I hope my post wasn't too presumptuous. I may have read much into your posts that wasn't there. If so, I am sorry. Good luck.
Oh, and the low commitment stuff, that is true for all groups. Except those involving retirees, who essentially can dedicate themselves to recreational groups full time. That is why home owner associations, neighborhood watches, and so on are all run by old people. You just have to be at peace with the fact that memberships in groups is like an iceberg-- 90% of the members are invisible and only 10% show up and it isn't always the same 10%.
It's all about the marketing.
A Sangha is just those who take refuge in the Dharma and the Buddha.
Your hope for turning a Sangha into a "friends episode" may just be a way of trying to assuage the human condition, instead of facing and accepting what causes it.
That being said, the Sangha in my neck of the woods were once held up by a large Buddhist organization as an example of how social & spiritual needs can comfortably work together. In truth it took many years to evolve that way and perhaps was just us enjoying the company of other like minded practitioners intent on keeping their own ego's on a diet program. Those comings and goings of the many, is a sieving process that collects over time, folks who tend to share similar Dharmic aspirations and that can be a good ground to form Dharmic friendships.
The age deal is interesting.
40 years ago, the folks coming and going out of the Buddhist groups and Western Buddhist monasteries were mostly 20 year old, 10 years later the folks coming and going were mostly around 30, 10 years later 40, 10 yrs later 50, and so on.

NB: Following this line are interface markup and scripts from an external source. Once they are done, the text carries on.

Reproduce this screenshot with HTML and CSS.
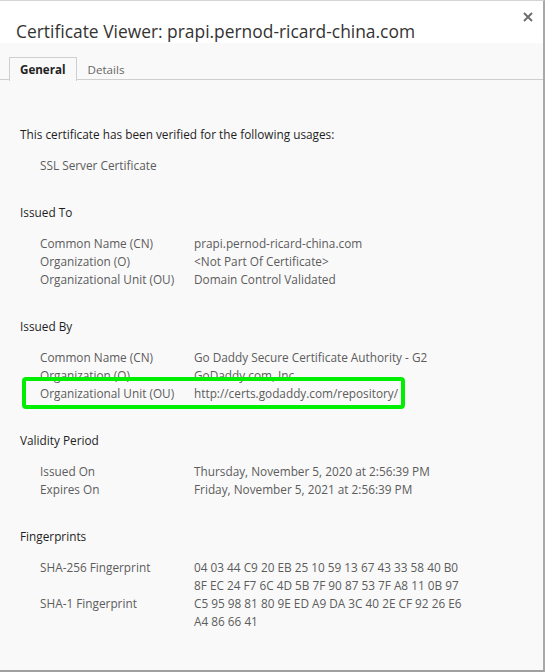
FILE: index.html
```html
<!DOCTYPE html>
<html>
<head>
<meta charset="utf-8">
<link rel="stylesheet" href="styles.css">
</head>
<body>
<div class="dialog">
  <header class="head">
    <h1 class="title">Certificate Viewer: prapi.pernod-ricard-china.com</h1>
    <svg class="close" width="10" height="10" viewBox="0 0 10 10"><path d="M1 1L9 9M9 1L1 9" stroke="#6a6a6a" stroke-width="1.8" fill="none"/></svg>
  </header>
  <div class="body">
    <nav class="tabs">
      <span class="tab active">General</span>
      <span class="tab">Details</span>
    </nav>
    <div class="content">
      <p class="intro">This certificate has been verified for the following usages:</p>
      <p class="usage">SSL Server Certificate</p>

      <section class="group">
        <h2 class="heading">Issued To</h2>
        <div class="rows">
          <div class="row"><span class="label">Common Name (CN)</span><span class="value">prapi.pernod-ricard-china.com</span></div>
          <div class="row"><span class="label">Organization (O)</span><span class="value">&lt;Not Part Of Certificate&gt;</span></div>
          <div class="row"><span class="label">Organizational Unit (OU)</span><span class="value">Domain Control Validated</span></div>
        </div>
      </section>

      <section class="group">
        <h2 class="heading">Issued By</h2>
        <div class="rows">
          <div class="row"><span class="label">Common Name (CN)</span><span class="value">Go Daddy Secure Certificate Authority - G2</span></div>
          <div class="row"><span class="label">Organization (O)</span><span class="value">GoDaddy.com, Inc.</span></div>
          <div class="row highlight"><span class="label">Organizational Unit (OU)</span><span class="value">http://certs.godaddy.com/repository/</span></div>
        </div>
      </section>

      <section class="group">
        <h2 class="heading">Validity Period</h2>
        <div class="rows">
          <div class="row"><span class="label">Issued On</span><span class="value">Thursday, November 5, 2020 at 2:56:39 PM</span></div>
          <div class="row"><span class="label">Expires On</span><span class="value">Friday, November 5, 2021 at 2:56:39 PM</span></div>
        </div>
      </section>

      <section class="group">
        <h2 class="heading">Fingerprints</h2>
        <div class="rows">
          <div class="row"><span class="label">SHA-256 Fingerprint</span><span class="value">04 03 44 C9 20 EB 25 10 59 13 67 43 33 58 40 B0<br>8F EC 24 F7 6C 4D 5B 7F 90 87 53 7F A8 11 0B 97</span></div>
          <div class="row"><span class="label">SHA-1 Fingerprint</span><span class="value">C5 95 98 81 80 9E ED A9 DA 3C 40 2E CF 92 26 E6<br>A4 86 66 41</span></div>
        </div>
      </section>
    </div>
  </div>
</div>
</body>
</html>
```
FILE: styles.css
```css
html, body {
  margin: 0;
  padding: 0;
  background: #ffffff;
}
body {
  font-family: "Open Sans", "DejaVu Sans", sans-serif;
}
.dialog {
  width: 543px;
  height: 669px;
  border-top: 1px solid #d4d4d4;
  border-right: 2px solid #a8a8a8;
  border-bottom: 2px solid #a0a0a0;
  display: flex;
  flex-direction: column;
  overflow: hidden;
}
.head {
  height: 42px;
  background: #ffffff;
  position: relative;
  flex: none;
}
.title {
  margin: 0;
  padding: 18px 0 0 16px;
  font-size: 17.4px;
  line-height: 24px;
  font-weight: normal;
  color: #333333;
}
.close {
  position: absolute;
  top: 11px;
  left: 523px;
}
.body {
  flex: 1;
  background: #f9f9f9;
}
.tabs {
  display: flex;
  padding: 14px 0 0 9px;
  border-bottom: 1px solid #cfcfcf;
  height: 22px;
}
.tab {
  display: block;
  padding: 0 10px;
  font-size: 11.6px;
  line-height: 23px;
  color: #666666;
  border: 1px solid transparent;
  border-bottom: none;
}
.tab.active {
  font-weight: bold;
  color: #222222;
  border-color: #cfcfcf;
  background: #f9f9f9;
  margin-bottom: -1px;
  height: 23px;
}
.content {
  padding: 45px 0 0 20px;
  font-size: 11.8px;
  line-height: 18px;
}
.intro {
  margin: 0;
  color: #1e1e1e;
}
.usage {
  margin: 13px 0 0 20px;
  color: #5c5c5c;
}
.group {
  margin-top: 29px;
}
.heading {
  margin: 0;
  font-size: 11.8px;
  line-height: 18px;
  font-weight: normal;
  color: #1e1e1e;
}
.rows {
  margin: 13px 0 0 20px;
}
.row {
  display: flex;
  color: #5c5c5c;
  position: relative;
}
.label {
  width: 154px;
  flex: none;
}
.value {
  flex: none;
}
.highlight::after {
  content: "";
  position: absolute;
  left: -18px;
  top: -7px;
  width: 375px;
  height: 24px;
  border: 4px solid #00ee00;
  border-radius: 4px;
}
```
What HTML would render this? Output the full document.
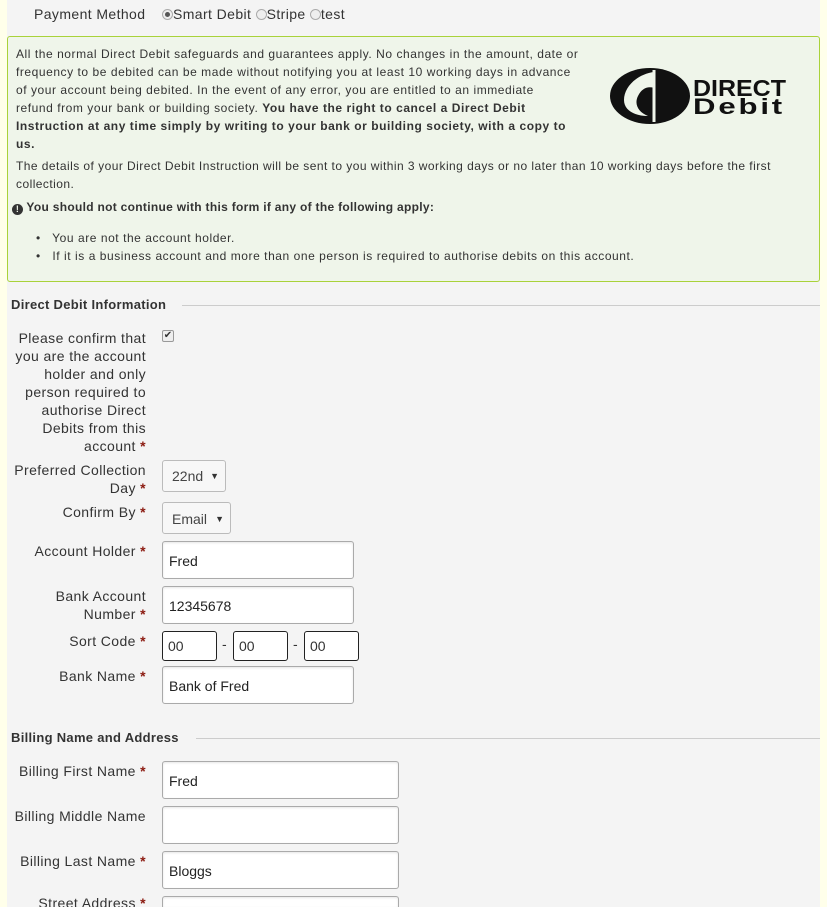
<!DOCTYPE html>
<html style="height:907px;overflow:hidden"><head><meta charset="utf-8"><style>
*{box-sizing:border-box;margin:0;padding:0}
body{width:827px;height:907px;overflow:hidden;background:#f4f4f4;font-family:"Liberation Sans",sans-serif;color:#333;position:relative}
.strip{position:absolute;top:0;bottom:0;background:#ffffea}
.a{position:absolute;white-space:nowrap}
.lbl{position:absolute;right:681px;text-align:right;font-size:14px;line-height:18px;color:#333;letter-spacing:.4px;white-space:nowrap}
.req{color:#8b1a10;font-weight:bold}
.inp{position:absolute;background:#fff;border:1px solid #aaa;border-radius:3px;font-size:14px;color:#222;padding-left:6px;box-shadow:inset 0 1px 2px rgba(0,0,0,.1)}
.sel{position:absolute;background:#f7f7f7;border:1px solid #bbb;border-radius:3px;font-size:14px;color:#444;padding-left:9px}
.sel span{position:absolute;right:6px;font-size:9px;color:#333}
.sc{position:absolute;top:631px;width:55px;height:30px;border:1px solid #222;border-radius:3px;background:#fff;font-size:14px;line-height:28px;padding-left:5px}
.radio{display:inline-block;width:11px;height:11px;border:1px solid #aaa;border-radius:50%;background:#eee;vertical-align:-1px;position:relative}
.radio.on::after{content:"";position:absolute;left:2px;top:2px;width:5px;height:5px;border-radius:50%;background:#555}
.hd{position:absolute;left:11px;font-size:13px;font-weight:bold;color:#333;letter-spacing:.3px}
.hl{position:absolute;right:7px;height:1px;background:#ccc}
.box{position:absolute;left:7px;top:36px;width:813px;height:246px;background:#eff5ea;border:1px solid #a9d23a;border-radius:3px}
.bt{font-size:12px;line-height:18px;color:#333;letter-spacing:.55px}
</style></head><body>
<div class="strip" style="left:0;width:7px"></div>
<div class="strip" style="left:820px;width:7px"></div>

<div class="a" style="left:34px;top:5px;font-size:14px;line-height:18px;letter-spacing:.4px">Payment Method</div>
<div class="a" style="left:162px;top:5px;font-size:14px;line-height:18px;letter-spacing:.4px"><span class="radio on"></span>Smart Debit <span class="radio"></span>Stripe <span class="radio"></span>test</div>

<div class="box"></div>
<div class="a bt" style="left:16px;top:45px">All the normal Direct Debit safeguards and guarantees apply. No changes in the amount, date or<br>frequency to be debited can be made without notifying you at least 10 working days in advance<br>of your account being debited. In the event of any error, you are entitled to an immediate<br>refund from your bank or building society. <b>You have the right to cancel a Direct Debit</b><br><b>Instruction at any time simply by writing to your bank or building society, with a copy to</b><br><b>us.</b></div>
<div class="a bt" style="left:16px;top:157px;letter-spacing:.45px">The details of your Direct Debit Instruction will be sent to you within 3 working days or no later than 10 working days before the first<br>collection.</div>
<div class="a bt" style="left:12px;top:198px;font-weight:bold;letter-spacing:.3px"><span style="display:inline-block;width:11px;height:11px;border-radius:50%;background:#333;color:#eff5ea;font-size:9px;line-height:11px;text-align:center;vertical-align:-1px">!</span> You should not continue with this form if any of the following apply:</div>
<div class="a bt" style="left:36px;top:229px">&bull;&nbsp;&nbsp; You are not the account holder.</div>
<div class="a bt" style="left:36px;top:247px">&bull;&nbsp;&nbsp; If it is a business account and more than one person is required to authorise debits on this account.</div>

<svg class="a" style="left:608px;top:64px" width="182" height="64" viewBox="0 0 182 64">
<ellipse cx="42" cy="32" rx="40" ry="28" fill="#111"/>
<path d="M46 8 C30 10 16 22 16 36 C16 46 26 52 40 52 C30 48 26 40 30 32 C34 24 40 22 46 24 Z" fill="#eff5ea"/>
<path d="M46 6 L46 58" stroke="#eff5ea" stroke-width="3"/>
<text x="85" y="32" font-family="Liberation Sans" font-weight="bold" font-size="23" textLength="93" lengthAdjust="spacingAndGlyphs" fill="#111">DIRECT</text>
<text x="85" y="50" font-family="Liberation Sans" font-weight="bold" font-size="22" textLength="92" lengthAdjust="spacingAndGlyphs" letter-spacing="2" fill="#111">Debit</text>
</svg>

<div class="hd" style="top:297px">Direct Debit Information</div>
<div class="hl" style="left:182px;top:305px"></div>

<div class="lbl" style="top:329px">Please confirm that<br>you are the account<br>holder and only<br>person required to<br>authorise Direct<br>Debits from this<br>account <span class="req">*</span></div>
<div class="a" style="left:162px;top:330px;width:12px;height:12px;border:1px solid #999;border-radius:2px;background:#eee;font-size:10px;line-height:10px;text-align:center">&#10004;</div>

<div class="lbl" style="top:461px">Preferred Collection<br>Day <span class="req">*</span></div>
<div class="sel" style="left:162px;top:460px;width:64px;height:32px;line-height:30px">22nd<span>&#9660;</span></div>
<div class="lbl" style="top:503px">Confirm By <span class="req">*</span></div>
<div class="sel" style="left:162px;top:502px;width:69px;height:32px;line-height:32px">Email<span>&#9660;</span></div>

<div class="lbl" style="top:542px">Account Holder <span class="req">*</span></div>
<div class="inp" style="left:162px;top:541px;width:192px;height:38px;line-height:38px">Fred</div>
<div class="lbl" style="top:587px">Bank Account<br>Number <span class="req">*</span></div>
<div class="inp" style="left:162px;top:586px;width:192px;height:38px;line-height:38px">12345678</div>
<div class="lbl" style="top:632px">Sort Code <span class="req">*</span></div>
<div class="sc" style="left:162px">00</div><div class="a" style="left:222px;top:636px;font-size:14px">-</div>
<div class="sc" style="left:233px">00</div><div class="a" style="left:293px;top:636px;font-size:14px">-</div>
<div class="sc" style="left:304px">00</div>
<div class="lbl" style="top:667px">Bank Name <span class="req">*</span></div>
<div class="inp" style="left:162px;top:666px;width:192px;height:38px;line-height:38px">Bank of Fred</div>

<div class="hd" style="top:730px">Billing Name and Address</div>
<div class="hl" style="left:196px;top:738px"></div>

<div class="lbl" style="top:762px">Billing First Name <span class="req">*</span></div>
<div class="inp" style="left:162px;top:761px;width:237px;height:38px;line-height:38px">Fred</div>
<div class="lbl" style="top:807px">Billing Middle Name</div>
<div class="inp" style="left:162px;top:806px;width:237px;height:38px"></div>
<div class="lbl" style="top:852px">Billing Last Name <span class="req">*</span></div>
<div class="inp" style="left:162px;top:851px;width:237px;height:38px;line-height:38px">Bloggs</div>
<div class="lbl" style="top:894px">Street Address <span class="req">*</span></div>
<div class="inp" style="left:162px;top:896px;width:237px;height:11px;border-bottom:none;border-radius:3px 3px 0 0"></div>
</body></html>
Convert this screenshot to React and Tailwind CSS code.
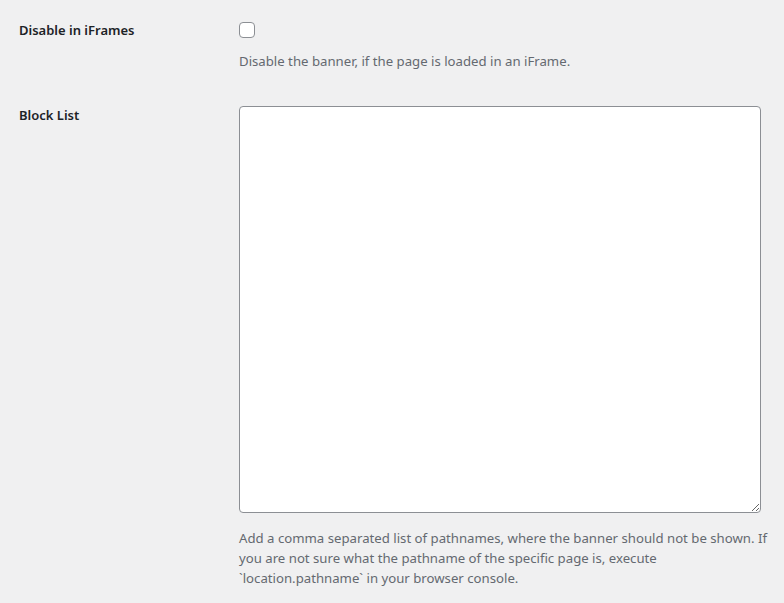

I am still not sure what ever caused this particular aging demographic to become the main one forever finding and staying with Buddhism.
The Sangha I (rather infrequently now), attend is a bit of a mixture. Most of the members are older, however I've never found that to be an issue.
@vinlyn - I'm curious when you mention the Catholic church. In Australia, well Sydney in particular there has been a BIG change in attendance at the Churches my family (My dad and his side) attend and there are a lot of young people attending. I put it down to the priests though, they are genuinely caring, Christians who try to actually follow Jesus' teachings.
In metta,
Raven
In my home town in western NYS, the population has been pretty steady since I was a kid...with a slight increase. Yet, the Catholic Church there has become so moribund that it is now only a sub-parish, and has seen the number of weekly Masses decline by 75% (estimated). On the other hand, I recently attended a Catholic Church here in Colorado Springs that seems to be booming. So, I'm thinking that the "spirit of the community" and the leadership of the church still leads some Catholic churches to thrive, while in other places the Catholic populace no longer goes to church as a regular thing.